If the personal aspect of the statement hinted at the duo’s recent departure from the helm at DKNY, the collection did as well. The pin-stripes, utility straps, elastic drawstrings, and subtle slashing that appeared in the duo’s final collection for the downtown label echoed in today’s offering. Osborne and Chow commented on our world of bans and walls by incorporating nods to Americana.

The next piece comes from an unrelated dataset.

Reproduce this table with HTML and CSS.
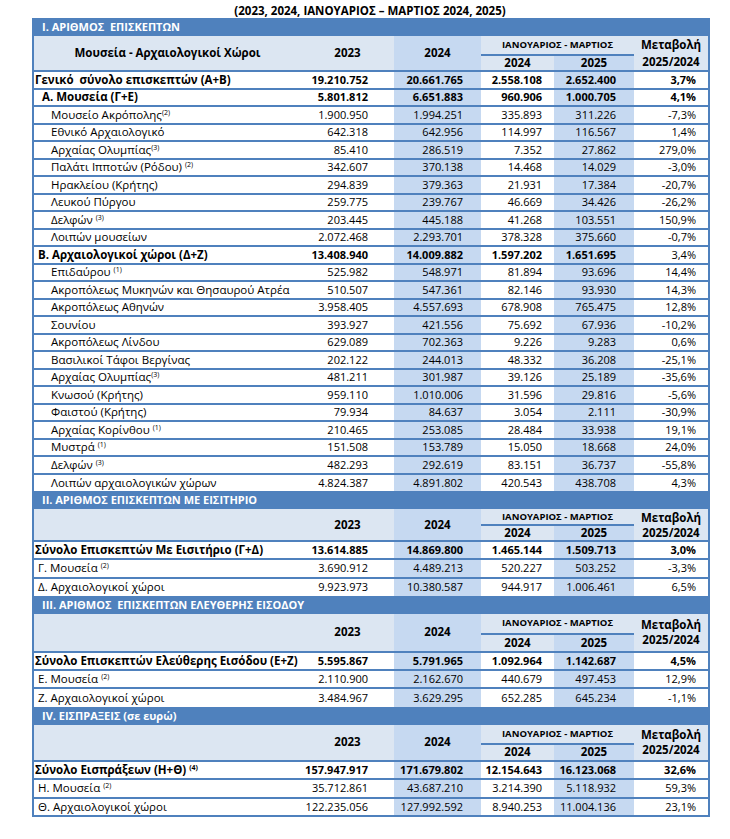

“Looking at the big wool plaids, checks, and paisleys, the corduroy, the denim, all the comfiness and classic-ness of those vibes – there was a hint of Americana in there that normally we don’t do,” Chow explained. The personal and political ideas found harmony in the significance of such deconstruction: “It was about breaking that down – ripping the sleeves, taking out the hems – and then building them back up,” said Chow.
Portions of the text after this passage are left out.